The purchase price of a dog is the cheapest part of owning a dog that can become a great friend & companion.

Something to think about if you are looking for a hunting dog....a dog that has been in training for field trials or hunt tests, but will not make the grade & the owner is looking to sell the dog. You can buy a 1 year old and know the health status and have a dog with a good education.

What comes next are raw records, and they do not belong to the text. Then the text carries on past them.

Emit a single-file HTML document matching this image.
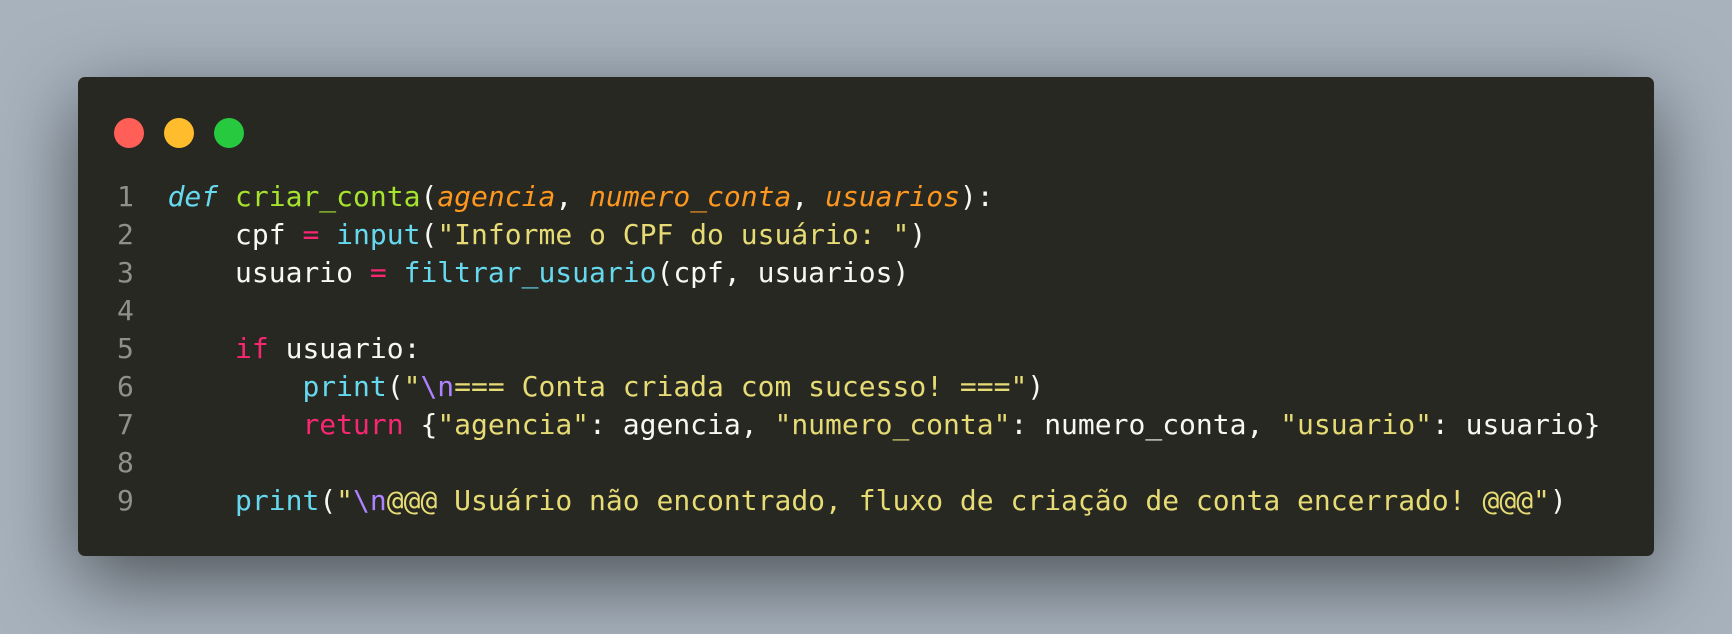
<!DOCTYPE html>
<html><head><meta charset="utf-8"><style>
html,body{margin:0;padding:0}
body{width:1732px;height:634px;background:#a7b2bd;position:relative;overflow:hidden}
.win{position:absolute;left:78px;top:77px;width:1576px;height:479px;background:#272822;border-radius:7px;box-shadow:0 24px 80px rgba(0,0,0,0.55)}
.dot{position:absolute;top:41px;width:30px;height:30px;border-radius:50%}
pre{position:absolute;left:39px;top:101px;margin:0;font-family:"DejaVu Sans Mono","Liberation Mono",monospace;font-size:28px;line-height:38px;color:#f8f8f2}
.ln{color:#90908a}
.k{color:#66d9ef;font-style:italic}
.f{color:#a6e22e}
.p{color:#fd971f;font-style:italic}
.o{color:#f92672}
.b{color:#66d9ef}
.s{color:#e6db74}
.e{color:#ae81ff}
</style></head><body>
<div class="win">
<div class="dot" style="left:36px;background:#ff5f56"></div>
<div class="dot" style="left:86px;background:#ffbd2e"></div>
<div class="dot" style="left:136px;background:#27c93f"></div>
<pre><span class="ln">1</span>  <span class="k">def</span> <span class="f">criar_conta</span>(<span class="p">agencia</span>, <span class="p">numero_conta</span>, <span class="p">usuarios</span>):
<span class="ln">2</span>      cpf <span class="o">=</span> <span class="b">input</span>(<span class="s">"Informe o CPF do usuário: "</span>)
<span class="ln">3</span>      usuario <span class="o">=</span> <span class="b">filtrar_usuario</span>(cpf, usuarios)
<span class="ln">4</span>
<span class="ln">5</span>      <span class="o">if</span> usuario:
<span class="ln">6</span>          <span class="b">print</span>(<span class="s">"</span><span class="e">\n</span><span class="s">=== Conta criada com sucesso! ==="</span>)
<span class="ln">7</span>          <span class="o">return</span> {<span class="s">"agencia"</span>: agencia, <span class="s">"numero_conta"</span>: numero_conta, <span class="s">"usuario"</span>: usuario}
<span class="ln">8</span>
<span class="ln">9</span>      <span class="b">print</span>(<span class="s">"</span><span class="e">\n</span><span class="s">@@@ Usuário não encontrado, fluxo de criação de conta encerrado! @@@"</span>)</pre>
</div>
</body></html>
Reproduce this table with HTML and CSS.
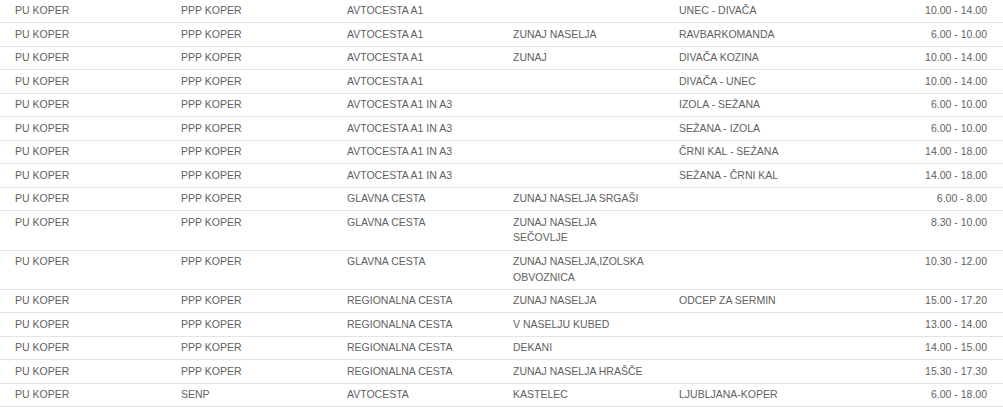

Retriever Training forum.net has ads for started dogs


----------



## Bagman (Oct 17, 2002)

No reason to "buy" a dog that isnt totally certified and backed by a reputable breeder. If cost saving matters to you there are plenty of dogs in need of a good home for little or NO money...and will most likely end up being just fine for you.


----------



## fetchjake (Jun 8, 2005)

> How many of you can say your lab quarters pheasant hunting...bet not many


I can I can I can!!!

To get back to the original question...I'll be back in the puppy market hopefully in another couple years and for me, there are 3 things that I'll look for right off the bat....OFA, CERF and CNM. I want the ability to minimize as much as possible the liklihood that my pup will develop a genetic disorder. Now am I naive enough to belive that something may not arise down the road, of course not, but I want to know that the breeder has done what I believe to be his/her job in helping to justify why these two dogs were bred. I want to know that the breeder has put some thought and effort into helping their pups get off to the best start that they can while helping to minimize the genetic defects that are prevelent in labs. I want the breeder to be doing his/her homework....as I will be. The breeder does his/her job...I do mine, and together everyones happy.
:beer:


----------